◆ What you are asked to do
Collect the lines of the entries where "components" shows up.

Pages as source code
'''
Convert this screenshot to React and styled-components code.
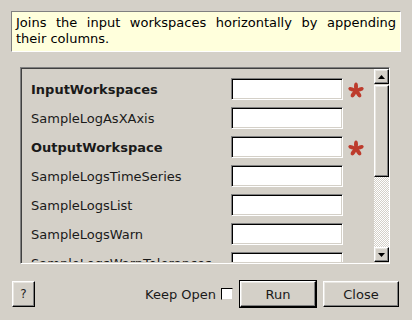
import styled, { createGlobalStyle } from "styled-components"

const GlobalStyle = createGlobalStyle`
    html, body {
        margin: 0;
        padding: 0;
        background: #d4d0c8;
    }
    body {
        font-family: "DejaVu Sans", "Liberation Sans", sans-serif;
        font-size: 13px;
        color: #000;
    }
`

const properties = [
    { name: "InputWorkspaces", mandatory: true },
    { name: "SampleLogAsXAxis" },
    { name: "OutputWorkspace", mandatory: true },
    { name: "SampleLogsTimeSeries" },
    { name: "SampleLogsList" },
    { name: "SampleLogsWarn" },
    { name: "SampleLogsWarnTolerances" },
]

function Asterisk() {
    const arms = [0, 72, 144, 216, 288]
    return (
        <Star viewBox="0 0 16 16">
            {arms.map((a) => (
                <ellipse key={a} cx="8" cy="4.4" rx="2" ry="3.8" transform={`rotate(${a} 8 8.6)`} fill="#bd3b2c" />
            ))}
            <circle cx="8" cy="8.6" r="2.5" fill="#bd3b2c" />
        </Star>
    )
}

function Arrow({ down }) {
    return (
        <svg width="7" height="4" viewBox="0 0 7 4">
            <polygon points={down ? "0,0 7,0 3.5,4" : "0,4 7,4 3.5,0"} fill="#000" />
        </svg>
    )
}

export default function App() {
    return (
        <Dialog>
            <GlobalStyle />
            <Description>
                Joins the input workspaces horizontally by appending their columns.
            </Description>
            <ScrollFrame>
                <Viewport>
                    {properties.map((p) => (
                        <PropRow key={p.name}>
                            <Label $bold={p.mandatory}>{p.name}</Label>
                            <TextBox />
                            {p.mandatory ? <Asterisk /> : <span />}
                        </PropRow>
                    ))}
                </Viewport>
                <ScrollBar>
                    <ArrowButton><Arrow /></ArrowButton>
                    <Thumb />
                    <Track />
                    <ArrowButton><Arrow down /></ArrowButton>
                </ScrollBar>
            </ScrollFrame>
            <BottomBar>
                <HelpButton>?</HelpButton>
                <Spacer />
                <KeepOpen>
                    Keep Open
                    <CheckBox />
                </KeepOpen>
                <DefaultFrame>
                    <Button>Run</Button>
                </DefaultFrame>
                <Button>Close</Button>
            </BottomBar>
        </Dialog>
    )
}

const Dialog = styled.div`
    width: 412px;
    height: 320px;
    box-sizing: border-box;
    padding-top: 11px;
    display: flex;
    flex-direction: column;
    overflow: hidden;
`

const Description = styled.div`
    margin: 0 11px;
    height: 41px;
    box-sizing: border-box;
    padding: 3px 4px 0 4px;
    background: #ffffdc;
    border: 1px solid;
    border-color: #808080 #ffffff #ffffff #808080;
    line-height: 16px;
    text-align: justify;
`

const ScrollFrame = styled.div`
    margin: 15px 22px 0 20px;
    height: 197px;
    box-sizing: border-box;
    display: flex;
    border: 1px solid;
    border-color: #808080 #ffffff #ffffff #808080;
    box-shadow: inset 1px 1px 0 #404040;
    padding: 1px 0 1px 1px;
`

const Viewport = styled.div`
    flex: 1;
    overflow: hidden;
    padding: 9px 0 0 9px;
    display: flex;
    flex-direction: column;
    gap: 7px;
`

const PropRow = styled.div`
    display: grid;
    grid-template-columns: 195px 112px 16px;
    column-gap: 5px;
    align-items: center;
    flex-shrink: 0;
`

const Label = styled.span`
    font-weight: ${(p) => (p.$bold ? "bold" : "normal")};
    white-space: nowrap;
    color: #1a1a1a;
`

const TextBox = styled.div`
    height: 22px;
    box-sizing: border-box;
    background: #fff;
    border: 1px solid;
    border-color: #808080 #ffffff #ffffff #808080;
    box-shadow: inset 1px 1px 0 #000, inset -1px -1px 0 #d4d0c8;
`

const Star = styled.svg`
    width: 16px;
    height: 16px;
    margin-top: 1px;
`

const ScrollBar = styled.div`
    width: 15px;
    display: flex;
    flex-direction: column;
`

const raised = `
    background: #d4d0c8;
    box-sizing: border-box;
    border: 1px solid;
    border-color: #ffffff #000000 #000000 #ffffff;
    box-shadow: inset -1px -1px 0 #808080, inset 1px 1px 0 #e8e6e1;
`

const ArrowButton = styled.div`
    ${raised}
    height: 15px;
    display: flex;
    align-items: center;
    justify-content: center;
`

const Thumb = styled.div`
    ${raised}
    height: 92px;
    margin-top: 1px;
`

const Track = styled.div`
    flex: 1;
    background-color: #d4d0c8;
    background-image: repeating-conic-gradient(#ffffff 0 25%, #d4d0c8 0 50%);
    background-size: 2px 2px;
`

const BottomBar = styled.div`
    display: flex;
    align-items: center;
    padding: 0 13px 0 12px;
    margin-top: 16px;
    height: 28px;
`

const Spacer = styled.div`
    flex: 1;
`

const HelpButton = styled.div`
    ${raised}
    width: 23px;
    height: 26px;
    display: flex;
    align-items: center;
    justify-content: center;
    font-size: 12px;
    color: #222;
`

const KeepOpen = styled.label`
    display: flex;
    align-items: center;
    gap: 5px;
    margin-right: 6px;
    color: #1a1a1a;
`

const CheckBox = styled.span`
    width: 12px;
    height: 12px;
    box-sizing: border-box;
    background: #fff;
    border: 1px solid;
    border-color: #000 #d4d0c8 #d4d0c8 #000;
`

const DefaultFrame = styled.div`
    border: 1px solid #000;
    margin-right: 6px;
    display: flex;
`

const Button = styled.div`
    ${raised}
    width: 76px;
    height: 26px;
    display: flex;
    align-items: center;
    justify-content: center;
    color: #1a1a1a;
`
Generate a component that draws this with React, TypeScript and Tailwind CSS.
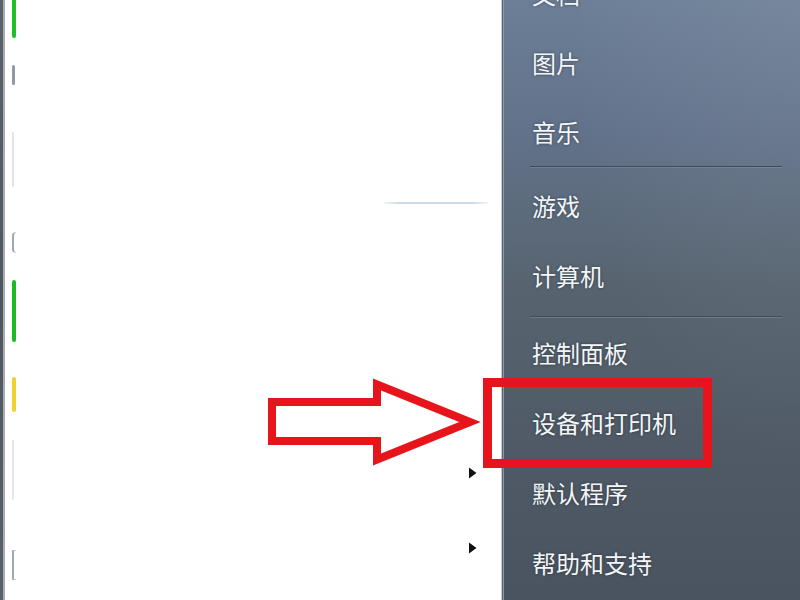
import React from 'react';

type Group = { items: string[]; h: number };

const groups: Group[] = [
  { items: ['文档', '图片', '音乐'], h: 69 },
  { items: ['游戏', '计算机'], h: 70 },
  { items: ['控制面板', '设备和打印机', '默认程序', '帮助和支持'], h: 70 },
];

function Separator({ className = '' }: { className?: string }) {
  return (
    <div className={`ml-[28px] mr-[18px] flex flex-col ${className}`}>
      <div className="h-px bg-[#3f4b58]" />
      <div className="h-px bg-[#7d8c9c]/60" />
    </div>
  );
}

function Triangle({ className = '' }: { className?: string }) {
  return (
    <svg width="9" height="12" viewBox="0 0 9 12" className={className}>
      <path d="M1 0.5 L8.5 6 L1 11.5 Z" fill="#111" />
    </svg>
  );
}

export default function App() {
  const font = { fontFamily: '"Noto Sans CJK SC", "Noto Sans", sans-serif' };
  return (
    <div className="relative w-[800px] h-[600px] flex overflow-hidden bg-white" style={font}>
      {/* left frame edge */}
      <div className="w-[3px] bg-[linear-gradient(180deg,#5c626a,#50565e,#5a6068)]" />
      <div className="w-[2px] bg-[#a7adb5]" />

      {/* left program list */}
      <div className="flex-1 flex bg-white">
        <div className="pl-[7px] w-[20px] flex flex-col">
          <div className="h-[38px] w-[4px] rounded-b-full bg-[#22bd2a]" />
          <div className="mt-[27px] h-[20px] w-[3px] rounded-full bg-[#8e99aa]" />
          <div className="mt-[47px] h-[55px] w-[2px] rounded-full bg-[#e2e5e8]" />
          <div className="mt-[45px] h-[21px] w-[4px] rounded-l-full border-l-2 border-y border-[#9ea7b2] border-y-[#c9ced4]" />
          <div className="mt-[27px] h-[62px] w-[4px] rounded-full bg-[#1fb925]" />
          <div className="mt-[35px] h-[35px] w-[4px] rounded-full bg-[#f1d232]" />
          <div className="mt-[28px] h-[60px] w-[2px] rounded-full bg-[#e4e6e8]" />
          <div className="mt-[50px] h-[30px] w-[4px] border-l-2 border-y border-[#a0a7ae] border-y-[#c5cace]" />
        </div>
        <div className="flex-1 flex flex-col items-end">
          <div className="mt-[202px] mr-[13px] w-[104px] h-[2px] bg-[linear-gradient(90deg,rgba(200,212,226,0.2),#cdd8e4_15%,#cdd8e4_85%,rgba(200,212,226,0.2))]" />
          <Triangle className="mt-[263px] mr-[24px]" />
          <Triangle className="mt-[63px] mr-[24px]" />
        </div>
      </div>

      {/* right dark column */}
      <div className="w-[299px] border-l border-[#c3cad2] shadow-[inset_1px_0_0_#58687a,inset_2px_0_0_#8696a9] bg-[radial-gradient(ellipse_at_top_right,rgba(255,255,255,0.07),transparent_55%),linear-gradient(180deg,#6c7f96_0%,#62728a_22%,#57646f_48%,#505b67_72%,#4a5460_100%)]">
        <div className="mt-[-41px] flex flex-col">
          {groups.map((g, gi) => (
            <div key={gi} className="flex flex-col">
              {gi === 1 && <Separator className="mb-[3px]" />}
              {gi === 2 && <Separator className="mt-[5px]" />}
              {g.items.map((t) => (
                <div
                  key={t}
                  style={{ height: g.h }}
                  className="flex items-center pl-[30px] text-[24px] leading-none text-[#f4f6f8] [text-shadow:0_0_3px_rgba(20,30,40,0.6)]"
                >
                  {t}
                </div>
              ))}
            </div>
          ))}
        </div>
      </div>

      {/* annotation overlay */}
      <div className="absolute left-[483px] top-[378px] w-[229px] h-[90px] border-[9px] border-[#e8141c] pointer-events-none" />
      <svg className="absolute left-0 top-0 pointer-events-none" width="800" height="600">
        <polygon
          points="272,402 377,402 377,384.5 470,422 377,459.5 377,441 272,441"
          fill="none"
          stroke="#e8141c"
          strokeWidth="8"
          strokeLinejoin="miter"
          strokeMiterlimit="4"
        />
      </svg>
    </div>
  );
}
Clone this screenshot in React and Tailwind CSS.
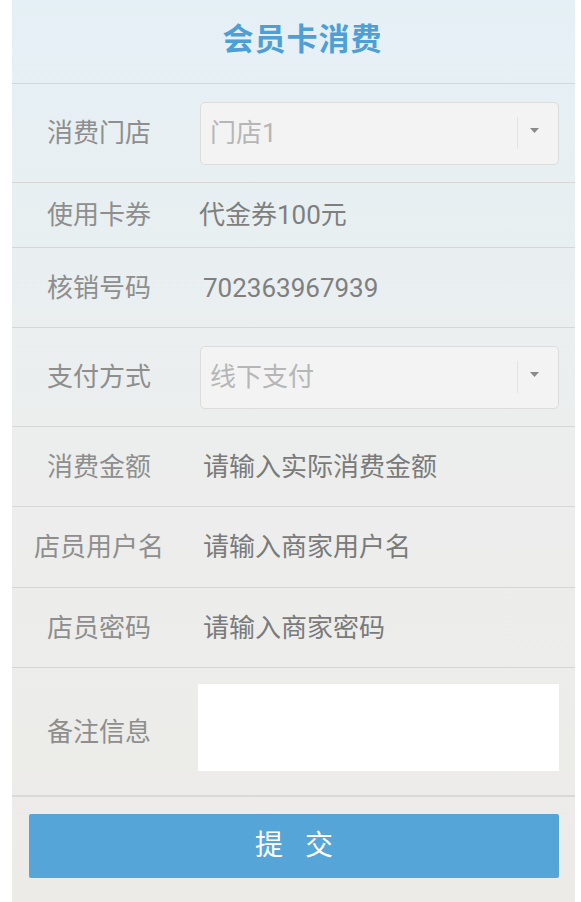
'''
◆ Answer below
Convert this screenshot to React and styled-components code.
import styled, { createGlobalStyle } from "styled-components"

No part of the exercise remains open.